As for the size and scope of the massacre, that might never be completely knowable, or agreed upon. “At this point, it’s become a legend, powerful and emotionally true,” McLaurin said. “But as a historian I can’t teach in the classroom what I heard as a legend.”

McLaurin was part of the commission that established the 1898 Monument and Memorial Park in downtown Wilmington. Designed by Ayokunle Odeleye, it features six elongated, 16-foot-tall freestanding bronze paddles, and a curved bronze wall in a small park immediately off the highway. It was dedicated on November 8, 2008.

Maxwell thinks the park, like the marker, was a nice start, but there is a long way to go before the events of 1898 are properly addressed. “It’s not enough. As far as they’re concerned, they built that park and it’s a done deal,” Maxwell said. “We dropped the ball in Wilmington. We still have a long way to go.”

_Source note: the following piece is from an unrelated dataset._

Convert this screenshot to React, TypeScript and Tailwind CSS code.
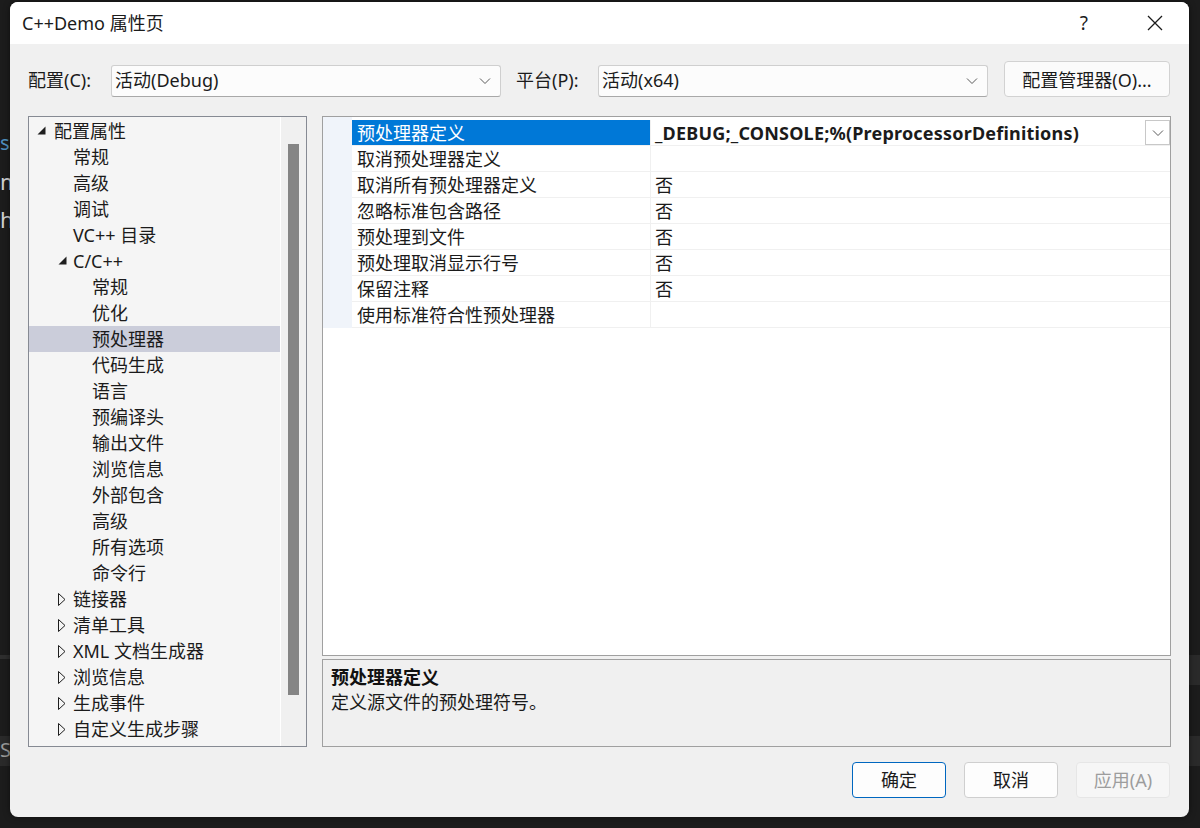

Both McLaurin and Maxwell want to see more education on the events of 1898, and how they helped set in motion a chain of events that still shapes race relations today. And there’s clearly a need. When asked, several local high-school and college-aged students said they had never learned of it. One librarian said she had only learned Wilmington’s history when she, a native North Carolinian, moved to Wilmington to study history at the university. She was amazed it wasn’t something she had learned in grade school, or in any of the years following.

“This city is beautiful but it has a lot of problems. The past impacts the future. You’ve got to acknowledge your past,” Maxwell said about the lack of education about 1898. “This city had a vibrant African American community, artisans, craftsman, fishermen, shop owners. We’re still vibrant but not as much.”

A highway marker isn’t likely to change that gap in knowledge anytime soon. Nor will all of the highway markers in North Carolina, lined from end to end. Some are far shorter than the long-form one for 1898. The marker for Thalian Hall, for instance, doesn’t mention that it was the site of the uprising, or any of the other historical events that occurred there. Nor does the marker for Alex Manly, which was recently knocked down in a traffic accident and is scheduled to be replaced this year. Wegner worries a similar fate will befall the 1898 marker.

“I’m having more and more [markers] vandalized. They’re vandalized, or they’re stolen for fun, because people want to have them in their home or over a bar,” Wegner said. “Or they’re stolen or vandalized because people don’t like the topics. They’re knocked over, they’re broken, they’re painted on.”

Wegner said the DOT has to occasionally break out the sandblaster, like when somebody painted KKK on the Thomas marker in December 2015. Wilmington’s Confederate statues, including those in the vicinity of the uprising, have also been vandalized.

On May 22, the North Carolina Highway Historical Marker committee held their bi-annual meeting in Raleigh. Maxwell and Smith attended via conference line from Wilmington to discuss the proposed language, as did Bertha Todd, a member of the 1898 Commission that oversaw the creation of the existing memorial.


Men gather outside the charred remains of The Daily Record after the 1898 massacre.

Rend said he believed that the phrase “racial tensions” did not adequately reflect the role of the coup as a precursor to the Jim Crow era, and suggested “racial violence” or “racial hatred.” The committee settled on “racial prejudice.” Maxwell suggested the word “crowd” be changed to “mob” and reminded the committee of the importance of accurate language to Wilmington residents, who will pass the marker daily. 

The marker was approved with the amended language.